Question

This extreme value problem has a solution with both a maximum value and a minimum value. Use Lagrange multipliers to find the extreme values of the function subject to the given constraint. f(x, y) = x2 − y2; x2 + y2 = 64

Answer 1

Maximum at points (8,0),(-8,0).Minimum at points (0,8), (0,-8).

Explanation:

There are multiple ways of using lagrange multipliers.
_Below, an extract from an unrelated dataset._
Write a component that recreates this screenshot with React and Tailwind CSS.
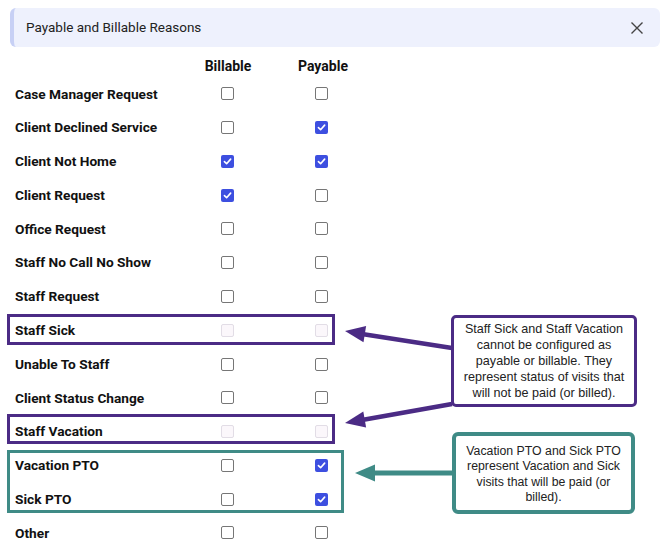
import React from 'react';

const rows = [
  { name: 'Case Manager Request', billable: false, payable: false },
  { name: 'Client Declined Service', billable: false, payable: true },
  { name: 'Client Not Home', billable: true, payable: true },
  { name: 'Client Request', billable: true, payable: false },
  { name: 'Office Request', billable: false, payable: false },
  { name: 'Staff No Call No Show', billable: false, payable: false },
  { name: 'Staff Request', billable: false, payable: false },
  { name: 'Staff Sick', billable: false, payable: false, disabled: true },
  { name: 'Unable To Staff', billable: false, payable: false },
  { name: 'Client Status Change', billable: false, payable: false },
  { name: 'Staff Vacation', billable: false, payable: false, disabled: true },
  { name: 'Vacation PTO', billable: false, payable: true },
  { name: 'Sick PTO', billable: false, payable: true },
  { name: 'Other', billable: false, payable: false },
];

const Box = ({ checked, disabled }) => {
  if (checked) {
    return (
      <span className="flex w-[13px] h-[13px] rounded-[2px] bg-[#3d4fe0] items-center justify-center">
        <svg width="9" height="9" viewBox="0 0 10 10">
          <path d="M1.6 5.2 L4 7.5 L8.5 2.4" fill="none" stroke="#fff" strokeWidth="1.8" strokeLinecap="round" strokeLinejoin="round" />
        </svg>
      </span>
    );
  }
  return (
    <span
      className={
        disabled
          ? 'block w-[13px] h-[13px] rounded-[2px] border border-[#e2dde6] bg-[#fbf7fb]'
          : 'block w-[13px] h-[13px] rounded-[2px] border border-[#767676] bg-white'
      }
    />
  );
};

const App = () => {
  return (
    <div className="relative w-[670px] h-[550px] bg-white overflow-hidden font-['Roboto',sans-serif] text-[#111]">
      {/* Header */}
      <div className="mx-[10px] mt-[8px] h-[39px] flex items-center rounded-[6px] bg-[#eef1fd] border-l-[4px] border-[#c7d0f5] pl-[12px] pr-[16px]">
        <div className="flex-1 text-[13.5px] text-[#222]">Payable and Billable Reasons</div>
        <svg width="14" height="14" viewBox="0 0 14 14">
          <path d="M1.5 1.5 L12.5 12.5 M12.5 1.5 L1.5 12.5" stroke="#444" strokeWidth="1.4" />
        </svg>
      </div>

      {/* Column headers */}
      <div className="grid grid-cols-[165px_94px_94px] pl-[15px] mt-[9px] h-[18px] items-center text-[14px] font-bold">
        <div />
        <div className="text-center pl-[2px]">Billable</div>
        <div className="text-center pl-[4px]">Payable</div>
      </div>

      {/* Rows */}
      <div className="mt-[3px] pl-[15px]">
        {rows.map((r) => (
          <div key={r.name} className="grid grid-cols-[165px_94px_94px] h-[33.77px] items-center">
            <div className="text-[13.7px] font-bold whitespace-nowrap">{r.name}</div>
            <div className="flex justify-center">
              <Box checked={r.billable} disabled={r.disabled} />
            </div>
            <div className="flex justify-center">
              <Box checked={r.payable} disabled={r.disabled} />
            </div>
          </div>
        ))}
      </div>

      {/* Annotation outlines */}
      <div className="absolute left-[7px] top-[314px] w-[328px] h-[31px] border-[3px] border-[#4b2b85]" />
      <div className="absolute left-[7px] top-[414px] w-[328px] h-[30px] border-[3px] border-[#4b2b85]" />
      <div className="absolute left-[7px] top-[450px] w-[337px] h-[63px] border-[3px] border-[#3f8b86]" />

      {/* Arrows */}
      <svg className="absolute left-0 top-0" width="670" height="550">
        <line x1="452" y1="348" x2="362" y2="334" stroke="#4b2b85" strokeWidth="4.5" />
        <polygon points="345,331 366.1,326 363.5,342.2" fill="#4b2b85" />
        <line x1="452" y1="404" x2="362" y2="420" stroke="#4b2b85" strokeWidth="4.5" />
        <polygon points="345,423 366.1,427.6 363.3,411.4" fill="#4b2b85" />
        <line x1="453" y1="473" x2="372" y2="473" stroke="#3f8b86" strokeWidth="5" />
        <polygon points="355,473 375,464.5 375,481.5" fill="#3f8b86" />
      </svg>

      {/* Callouts */}
      <div className="absolute left-[451px] top-[315px] w-[186px] h-[92px] rounded-[5px] border-[3px] border-[#4b2b85] bg-white flex items-center justify-center">
        <p className="text-center text-[12.6px] leading-[16px] text-[#222] font-['Liberation_Sans',Arial,sans-serif]">
          Staff Sick and Staff Vacation<br />
          cannot be configured as<br />
          payable or billable. They<br />
          represent status of visits that<br />
          will not be paid (or billed).
        </p>
      </div>
      <div className="absolute left-[452px] top-[432px] w-[183px] h-[82px] rounded-[6px] border-[4px] border-[#3f8b86] bg-white flex items-start justify-center pt-[8px]">
        <p className="text-center text-[12.3px] leading-[15.4px] text-[#222] font-['Liberation_Sans',Arial,sans-serif]">
          Vacation PTO and Sick PTO<br />
          represent Vacation and Sick<br />
          visits that will be paid (or<br />
          billed).
        </p>
      </div>
    </div>
  );
};

export default App;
Most of them are equivalent.

Consider the function
`F(x,y) = x^2-y^2-\lambda(x^2+y^2-64)`. We want the following
`(\partial F)/(\partial x) = (\partial F)/(\partial y) = (\partial F)/(\partial \lambda) = 0`.

Then, we have

`(\partial F)/(\partial x) = 2x-2x\lambda= 2x(1-\lambda)=0`

`(\partial F)/(\partial y) = -2y-2y\lambda = -2y(1+\lambda)=0`

`(\partial F)/(\partial \lambda) = x^2+y^2-64=0`

From the first two equations, we can see that if
`\lambda =1` then necessarily y=0. IN that case, from the third equation (which is the restriction) gives us that
`x=\pm 8`.

On the other hand, if
`\lambda=-1` then necessarily x=0. Again, using the restriction this gives us that
`y=\pm 8`.

if we evaluate the original function in this points, we have that
`f(0,\pm 8) = -64, f(\pm 8,0)=64`. Then, we have Maximum at points (8,0),(-8,0) and Minimum at points (0,8), (0,-8).